Bu raporda, gayrimenkul yatırımında dikkat edilmesi gereken önemli noktaları ele aldık. Yatırım sürecinin her aşamasında titizlik ve kapsamlı bir araştırma gerektirdiği vurgulandı. Başarılı bir gayrimenkul yatırımı için, öncelikle yatırım hedeflerinin ve risk toleransının belirlenmesi kritik öneme sahiptir. Hedeflerinize uygun bir gayrimenkul seçimi, piyasa araştırması ve potansiyel getirilerin doğru bir şekilde değerlendirilmesiyle mümkün olur.
Finansal planlama, yatırım sürecinin olmazsa olmazıdır. Mevcut kaynakların doğru bir şekilde yönetilmesi, kredi imkanları ve finansman maliyetleri analiz edilerek, yatırımın sürdürülebilirliği sağlanmalıdır. Ayrıca, hukuki süreçler ve emlak danışmanlığı gibi konuların ihmal edilmemesi, potansiyel sorunların önüne geçilmesine yardımcı olacaktır. Mülkün konumu, durumu ve potansiyel kira getirisi gibi faktörler de detaylı bir şekilde değerlendirilmelidir. Bu değerlendirmeler, yatırımın uzun vadeli başarısı için son derece önemlidir.
Gayrimenkul piyasasının dinamik yapısı göz önünde bulundurulduğunda, gelecekteki trendleri öngörmek zor olsa da, bazı önemli gelişmeler dikkat çekmektedir. Sürdürülebilirlik ve enerji verimliliği ön plana çıkacak, çevre dostu binalara olan talep artacaktır. Teknolojik gelişmeler, akıllı ev sistemleri ve uzaktan yönetim gibi yeniliklerin gayrimenkul sektörünü şekillendirmesi bekleniyor. Ayrıca, şehirleşmenin artması ve nüfus yoğunluğunun değişmesi, gayrimenkul yatırımlarının coğrafi dağılımını etkileyecektir. Bu nedenle, yatırımcıların bu trendleri takip ederek, stratejilerini buna göre uyarlamaları önemlidir.

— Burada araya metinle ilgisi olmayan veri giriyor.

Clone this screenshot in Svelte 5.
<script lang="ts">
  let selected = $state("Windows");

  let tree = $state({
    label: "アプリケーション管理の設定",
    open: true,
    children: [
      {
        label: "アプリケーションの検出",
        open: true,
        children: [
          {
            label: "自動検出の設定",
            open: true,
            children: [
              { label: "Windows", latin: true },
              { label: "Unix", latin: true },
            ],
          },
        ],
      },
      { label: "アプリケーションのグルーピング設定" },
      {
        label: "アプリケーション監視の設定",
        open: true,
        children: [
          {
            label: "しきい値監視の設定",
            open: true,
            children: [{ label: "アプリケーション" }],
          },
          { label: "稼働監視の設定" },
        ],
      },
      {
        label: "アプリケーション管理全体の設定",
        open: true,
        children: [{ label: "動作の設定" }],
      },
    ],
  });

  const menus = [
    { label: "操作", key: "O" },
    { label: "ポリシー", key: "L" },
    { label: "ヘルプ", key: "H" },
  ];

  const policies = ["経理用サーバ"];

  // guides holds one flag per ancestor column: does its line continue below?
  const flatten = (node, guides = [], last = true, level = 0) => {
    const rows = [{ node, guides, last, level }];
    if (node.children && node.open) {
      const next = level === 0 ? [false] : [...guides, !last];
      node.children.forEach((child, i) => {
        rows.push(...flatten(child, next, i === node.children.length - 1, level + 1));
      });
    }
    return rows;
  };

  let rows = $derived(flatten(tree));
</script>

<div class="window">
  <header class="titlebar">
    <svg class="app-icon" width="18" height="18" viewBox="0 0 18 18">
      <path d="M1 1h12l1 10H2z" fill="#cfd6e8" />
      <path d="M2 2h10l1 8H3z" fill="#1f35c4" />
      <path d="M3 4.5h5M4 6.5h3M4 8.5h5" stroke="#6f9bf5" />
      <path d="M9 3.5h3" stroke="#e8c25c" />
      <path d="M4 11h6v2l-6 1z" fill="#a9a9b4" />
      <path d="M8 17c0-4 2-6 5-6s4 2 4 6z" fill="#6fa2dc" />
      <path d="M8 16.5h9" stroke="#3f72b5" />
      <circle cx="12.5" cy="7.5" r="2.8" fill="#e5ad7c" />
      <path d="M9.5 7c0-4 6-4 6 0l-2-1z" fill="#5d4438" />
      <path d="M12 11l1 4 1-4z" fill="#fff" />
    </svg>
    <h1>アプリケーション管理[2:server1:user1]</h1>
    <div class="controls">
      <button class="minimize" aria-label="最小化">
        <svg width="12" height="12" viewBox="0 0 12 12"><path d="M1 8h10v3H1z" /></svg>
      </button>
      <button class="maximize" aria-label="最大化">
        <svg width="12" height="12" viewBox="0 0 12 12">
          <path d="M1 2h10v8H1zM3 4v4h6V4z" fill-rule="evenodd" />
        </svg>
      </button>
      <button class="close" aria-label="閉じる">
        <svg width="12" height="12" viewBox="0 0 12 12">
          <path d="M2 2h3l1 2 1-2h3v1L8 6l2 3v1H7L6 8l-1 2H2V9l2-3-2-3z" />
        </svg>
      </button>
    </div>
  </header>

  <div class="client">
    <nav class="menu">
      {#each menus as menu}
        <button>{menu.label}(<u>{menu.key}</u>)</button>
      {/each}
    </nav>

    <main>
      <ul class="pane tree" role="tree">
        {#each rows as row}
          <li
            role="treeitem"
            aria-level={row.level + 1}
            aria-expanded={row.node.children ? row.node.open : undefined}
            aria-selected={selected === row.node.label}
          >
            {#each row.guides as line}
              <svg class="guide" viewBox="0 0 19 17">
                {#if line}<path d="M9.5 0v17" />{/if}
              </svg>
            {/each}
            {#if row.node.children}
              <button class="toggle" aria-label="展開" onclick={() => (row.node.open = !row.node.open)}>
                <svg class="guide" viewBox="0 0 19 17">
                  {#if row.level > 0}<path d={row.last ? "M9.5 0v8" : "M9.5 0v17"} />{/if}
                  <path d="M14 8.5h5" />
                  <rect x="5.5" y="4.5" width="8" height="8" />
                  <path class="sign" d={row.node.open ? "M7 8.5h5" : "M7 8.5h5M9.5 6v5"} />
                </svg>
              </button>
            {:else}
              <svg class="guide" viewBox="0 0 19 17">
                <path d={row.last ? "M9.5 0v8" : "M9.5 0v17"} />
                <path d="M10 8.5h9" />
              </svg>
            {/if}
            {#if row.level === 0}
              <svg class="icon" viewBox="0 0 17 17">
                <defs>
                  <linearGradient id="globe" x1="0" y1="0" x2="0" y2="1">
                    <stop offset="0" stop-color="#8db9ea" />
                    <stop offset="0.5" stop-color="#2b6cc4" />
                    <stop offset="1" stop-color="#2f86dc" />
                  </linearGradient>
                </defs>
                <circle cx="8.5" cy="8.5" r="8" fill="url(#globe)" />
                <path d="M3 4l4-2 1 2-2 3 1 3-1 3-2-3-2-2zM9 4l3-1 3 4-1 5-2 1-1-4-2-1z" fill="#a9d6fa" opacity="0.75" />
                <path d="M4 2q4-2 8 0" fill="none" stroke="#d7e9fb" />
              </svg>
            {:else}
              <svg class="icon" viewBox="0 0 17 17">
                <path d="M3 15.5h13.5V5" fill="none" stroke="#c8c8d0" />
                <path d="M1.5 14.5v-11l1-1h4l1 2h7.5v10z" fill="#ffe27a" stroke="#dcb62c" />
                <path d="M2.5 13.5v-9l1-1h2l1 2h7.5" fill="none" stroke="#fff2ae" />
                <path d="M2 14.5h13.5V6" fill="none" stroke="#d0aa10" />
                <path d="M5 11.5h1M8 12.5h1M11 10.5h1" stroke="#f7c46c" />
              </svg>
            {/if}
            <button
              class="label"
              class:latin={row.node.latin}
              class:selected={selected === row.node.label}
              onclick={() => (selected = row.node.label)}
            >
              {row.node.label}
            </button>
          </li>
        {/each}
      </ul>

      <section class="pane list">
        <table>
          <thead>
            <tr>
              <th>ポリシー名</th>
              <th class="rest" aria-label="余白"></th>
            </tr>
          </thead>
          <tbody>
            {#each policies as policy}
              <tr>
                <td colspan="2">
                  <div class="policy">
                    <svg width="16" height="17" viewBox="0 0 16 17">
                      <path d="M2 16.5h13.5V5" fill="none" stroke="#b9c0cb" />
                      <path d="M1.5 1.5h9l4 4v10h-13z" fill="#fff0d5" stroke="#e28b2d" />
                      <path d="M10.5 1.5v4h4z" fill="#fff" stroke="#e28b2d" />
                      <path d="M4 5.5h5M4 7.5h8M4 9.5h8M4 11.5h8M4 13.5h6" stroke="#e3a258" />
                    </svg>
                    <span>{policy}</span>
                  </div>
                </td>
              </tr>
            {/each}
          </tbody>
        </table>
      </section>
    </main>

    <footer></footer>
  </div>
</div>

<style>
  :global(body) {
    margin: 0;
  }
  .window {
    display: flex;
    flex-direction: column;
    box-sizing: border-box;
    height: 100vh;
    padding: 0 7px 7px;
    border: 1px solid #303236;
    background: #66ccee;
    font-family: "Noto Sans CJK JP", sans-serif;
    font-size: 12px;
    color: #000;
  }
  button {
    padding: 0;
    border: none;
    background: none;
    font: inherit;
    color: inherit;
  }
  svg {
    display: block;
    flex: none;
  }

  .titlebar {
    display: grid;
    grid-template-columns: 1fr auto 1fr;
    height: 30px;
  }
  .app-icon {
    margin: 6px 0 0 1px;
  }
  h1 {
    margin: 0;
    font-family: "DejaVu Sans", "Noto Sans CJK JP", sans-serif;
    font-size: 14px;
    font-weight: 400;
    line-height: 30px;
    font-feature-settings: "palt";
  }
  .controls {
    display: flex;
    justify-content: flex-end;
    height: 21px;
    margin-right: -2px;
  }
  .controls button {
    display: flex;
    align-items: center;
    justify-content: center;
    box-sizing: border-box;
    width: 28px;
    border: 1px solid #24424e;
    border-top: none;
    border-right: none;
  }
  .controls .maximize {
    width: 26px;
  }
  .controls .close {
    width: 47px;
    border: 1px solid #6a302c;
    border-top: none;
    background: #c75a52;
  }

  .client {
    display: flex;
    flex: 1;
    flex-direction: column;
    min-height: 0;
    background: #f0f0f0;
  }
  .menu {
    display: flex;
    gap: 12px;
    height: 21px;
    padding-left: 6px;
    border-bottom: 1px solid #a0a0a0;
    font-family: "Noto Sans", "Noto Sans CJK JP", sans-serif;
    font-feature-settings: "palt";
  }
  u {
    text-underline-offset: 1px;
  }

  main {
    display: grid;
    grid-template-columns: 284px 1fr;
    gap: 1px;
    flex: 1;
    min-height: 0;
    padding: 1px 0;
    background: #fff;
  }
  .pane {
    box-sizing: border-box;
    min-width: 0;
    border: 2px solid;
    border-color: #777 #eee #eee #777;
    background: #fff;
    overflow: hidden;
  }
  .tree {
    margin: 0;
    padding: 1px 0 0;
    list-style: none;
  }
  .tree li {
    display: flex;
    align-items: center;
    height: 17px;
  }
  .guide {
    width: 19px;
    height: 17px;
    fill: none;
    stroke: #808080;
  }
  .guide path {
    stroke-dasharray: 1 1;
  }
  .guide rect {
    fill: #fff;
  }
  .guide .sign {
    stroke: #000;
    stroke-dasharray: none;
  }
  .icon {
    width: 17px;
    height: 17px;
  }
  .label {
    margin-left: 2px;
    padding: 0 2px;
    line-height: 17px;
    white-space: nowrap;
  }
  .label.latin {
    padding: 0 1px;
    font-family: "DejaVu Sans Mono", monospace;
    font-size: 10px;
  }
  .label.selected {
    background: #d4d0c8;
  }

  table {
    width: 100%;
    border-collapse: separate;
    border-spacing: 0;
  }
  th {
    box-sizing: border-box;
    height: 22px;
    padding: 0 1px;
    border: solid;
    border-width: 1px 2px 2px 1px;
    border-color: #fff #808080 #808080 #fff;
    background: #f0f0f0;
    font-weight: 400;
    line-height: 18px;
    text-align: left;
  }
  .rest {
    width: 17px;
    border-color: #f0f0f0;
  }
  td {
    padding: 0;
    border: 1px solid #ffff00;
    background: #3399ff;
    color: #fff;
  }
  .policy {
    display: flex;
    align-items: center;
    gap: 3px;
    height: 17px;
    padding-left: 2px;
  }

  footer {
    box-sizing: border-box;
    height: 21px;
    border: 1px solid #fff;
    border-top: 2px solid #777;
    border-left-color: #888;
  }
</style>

Sonuç olarak, gayrimenkul yatırımı, özenli bir planlama ve kapsamlı bir araştırma gerektiren karmaşık bir süreçtir. Riskleri ve fırsatları doğru bir şekilde değerlendirerek, uzun vadeli başarı sağlanabilir. Ancak, piyasa koşullarındaki değişkenlik ve beklenmedik olaylar her zaman göz önünde bulundurulmalıdır. Bu raporda sunulan bilgiler, potansiyel yatırımcılara yol gösterici olmak amacıyla hazırlanmıştır ve profesyonel bir danışmanlık yerine geçmez.